The input is 1058MB as a text file, and contains, 130M article-article
associations, from 5.7M articles to 3.8M distinct articles ("users"
and "items", respectively). I estimate cost based on Amazon's North
American small Linux-based instance pricing of $0.085/hour. I ran on a
dual-core laptop with plenty of RAM, allowing 1GB per worker, so this
is valid.

In this run, I run recommendations for all 5.7M "users". You can
certainly run for any subset of all users of course.

Phase 1 (Item ID to item index mapping)
29 minutes CPU time
$0.05
60MB output

Phase 2 (Create user vectors)
88 minutes CPU time
$0.13
Output: 1159MB

Phase 3 (Count co-occurrence)
77 hours minutes CPU time
$6.54
Output: 23.6GB

Phase 4 (Partial multiply prep)
636 minutes
$0.90
Output: 24.6GB

Phase 5 (Aggregate and recommend)
about 600 hours
about $51.00
about 10GB
(I estimated these rather than let it run at home for days!)


Note that phases 1 and 3 may be run less frequently, and need not be
run every time.
But the cost is dominated by the last step, which is most of the work.
I've ignored storage costs since

This implies a cost of $0.01 (or about 8 instance-minutes) per 1,000
user recommendations. That's not bad if, say, you want to update recs
for you site's 100,000 daily active users for a dollar.

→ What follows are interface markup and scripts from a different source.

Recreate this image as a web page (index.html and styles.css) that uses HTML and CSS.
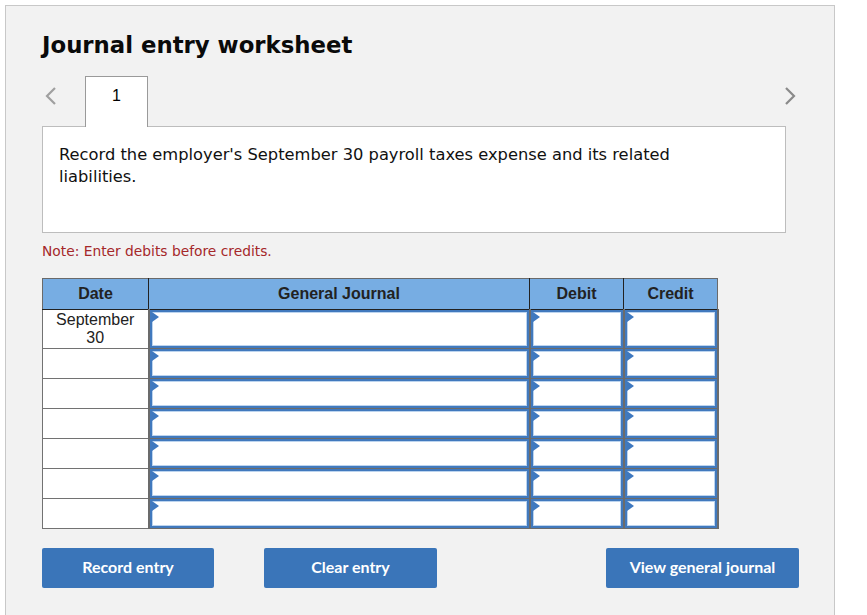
FILE: index.html
```html
<!DOCTYPE html>
<html>
<head>
<meta charset="utf-8">
<link rel="stylesheet" href="styles.css">
</head>
<body>
<div class="panel">
  <h1 class="title">Journal entry worksheet</h1>
  <div class="tabs">
    <span class="arrow arrow-left"><svg width="14" height="20" viewBox="0 0 14 20"><path d="M11 2 L3 10 L11 18" fill="none" stroke="#a0a0a0" stroke-width="2.2"/></svg></span>
    <div class="tab">1</div>
    <span class="arrow arrow-right"><svg width="14" height="20" viewBox="0 0 14 20"><path d="M3 2 L11 10 L3 18" fill="none" stroke="#8a8a8a" stroke-width="2.2"/></svg></span>
  </div>
  <div class="desc">Record the employer's September 30 payroll taxes expense and its related liabilities.</div>
  <p class="note">Note: Enter debits before credits.</p>
  <table class="journal">
    <thead>
      <tr><th class="c-date">Date</th><th class="c-gj">General Journal</th><th class="c-amt">Debit</th><th class="c-amt">Credit</th></tr>
    </thead>
    <tbody>
      <tr class="first"><td class="date">September<br>30</td><td class="in"><div class="box"></div></td><td class="in"><div class="box"></div></td><td class="in"><div class="box"></div></td></tr>
      <tr><td class="date"></td><td class="in"><div class="box"></div></td><td class="in"><div class="box"></div></td><td class="in"><div class="box"></div></td></tr>
      <tr><td class="date"></td><td class="in"><div class="box"></div></td><td class="in"><div class="box"></div></td><td class="in"><div class="box"></div></td></tr>
      <tr><td class="date"></td><td class="in"><div class="box"></div></td><td class="in"><div class="box"></div></td><td class="in"><div class="box"></div></td></tr>
      <tr><td class="date"></td><td class="in"><div class="box"></div></td><td class="in"><div class="box"></div></td><td class="in"><div class="box"></div></td></tr>
      <tr><td class="date"></td><td class="in"><div class="box"></div></td><td class="in"><div class="box"></div></td><td class="in"><div class="box"></div></td></tr>
      <tr><td class="date"></td><td class="in"><div class="box"></div></td><td class="in"><div class="box"></div></td><td class="in"><div class="box"></div></td></tr>
    </tbody>
  </table>
  <div class="buttons">
    <button class="btn btn-record">Record entry</button>
    <button class="btn btn-clear">Clear entry</button>
    <button class="btn btn-view">View general journal</button>
  </div>
</div>
</body>
</html>
```
FILE: styles.css
```css
html, body { margin: 0; padding: 0; background: #fff; }
.panel {
  margin: 5px 0 0 5px;
  width: 830px;
  height: 640px;
  border: 1px solid #c8c8c8;
  background: #f2f2f2;
  padding: 0 0 0 36px;
  box-sizing: border-box;
  font-family: "DejaVu Sans", Verdana, sans-serif;
}
.title {
  margin: 0;
  padding-top: 25px;
  font-size: 22.8px;
  line-height: 28px;
  font-weight: bold;
  color: #0a0a0a;
}
.tabs {
  margin-top: 17px;
  display: flex;
  align-items: flex-start;
  width: 755px;
  height: 50px;
  position: relative;
}
.arrow { display: block; height: 20px; }
.arrow-left { margin: 10px 0 0 2px; }
.arrow-right { margin: 10px 0 0 auto; }
.tab {
  margin-left: 27px;
  width: 63px;
  height: 51px;
  box-sizing: border-box;
  border: 1px solid #9a9a9a;
  border-bottom: none;
  background: #fff;
  font-family: "Liberation Sans", Arial, sans-serif;
  font-size: 16px;
  text-align: center;
  padding-top: 10px;
  position: relative;
  z-index: 1;
}
.desc {
  width: 744px;
  height: 107px;
  box-sizing: border-box;
  border: 1px solid #bdbdbd;
  background: #fff;
  padding: 17px 90px 0 16px;
  font-size: 16.3px;
  line-height: 22px;
  color: #111;
}
.note {
  margin: 10px 0 0 0;
  font-size: 13.8px;
  line-height: 16px;
  color: #a5282a;
}
.journal {
  margin-top: 19px;
  border-collapse: collapse;
  font-family: "Liberation Sans", Arial, sans-serif;
}
.journal th {
  background: #77ade3;
  border: 1px solid #222;
  border-top-color: #6a6a6a;
  height: 30px;
  padding: 0;
  font-size: 16px;
  font-weight: bold;
  color: #222;
}
.journal th:first-child { border-left-color: #6a6a6a; }
.journal th:last-child { border-right-color: #6a6a6a; }
.c-date { width: 105px; }
.c-gj { width: 380px; }
.c-amt { width: 93px; }
.journal td {
  border: 1px solid #727272;
  padding: 0;
  height: 28px;
  background: #fff;
}
.journal tr.first td { height: 37px; }
.journal td.date {
  text-align: center;
  vertical-align: top;
  font-size: 16px;
  line-height: 18px;
  color: #222;
  padding-top: 1px;
}
.journal td.in {
  border-width: 1px 2px;
  border-color: #6b6b6b;
  position: relative;
}
.box {
  position: absolute;
  inset: 0;
  border: 2px solid #4179bd;
  box-shadow: inset 0 0 0 1px #bcd4ef;
  background: #fff;
}
.box::before {
  content: "";
  position: absolute;
  left: 0;
  top: 0;
  border-left: 7px solid #3e78bf;
  border-top: 5px solid transparent;
  border-bottom: 5px solid transparent;
}
.buttons {
  margin-top: 19px;
  display: flex;
  width: 757px;
}
.btn {
  height: 40px;
  border: none;
  border-radius: 2px;
  background: #3a75b9;
  color: #fff;
  font-family: Lato, "Open Sans", sans-serif;
  font-weight: bold;
  font-size: 16px;
  padding: 0 0 4px 0;
}
.btn-record { width: 172px; }
.btn-clear { width: 173px; margin-left: 50px; }
.btn-view { width: 193px; margin-left: auto; }
```
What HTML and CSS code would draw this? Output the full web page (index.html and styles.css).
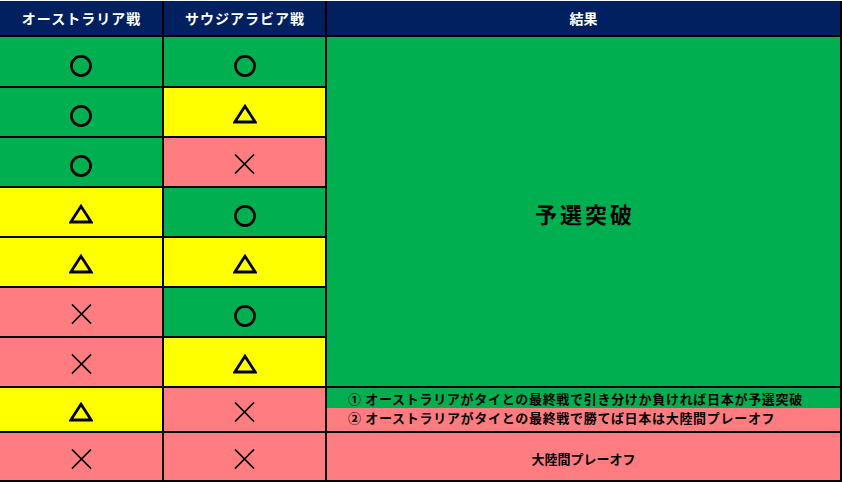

There are several levers one could pull internally to sacrifice
accuracy for speed, but it's currently set to pretty normal values. So
this is just one possibility.

Now that's not terrible, but it is about 8x more computing than would
be needed by a non-distributed implementation *if* you could fit the
whole data set into a very large instance's memory, which is still
possible at this scale but needs a pretty big instance. That's a very
apples-to-oranges comparison of course; different algorithms, entirely
different environments. This is about the amount of overhead I'd
expect from distributing -- interesting to note how non-trivial it is.


Still to-do is to actually run this on EMR at some point or a real
cluster to see how well this estimate holds up.
And still to-do is to make this faster.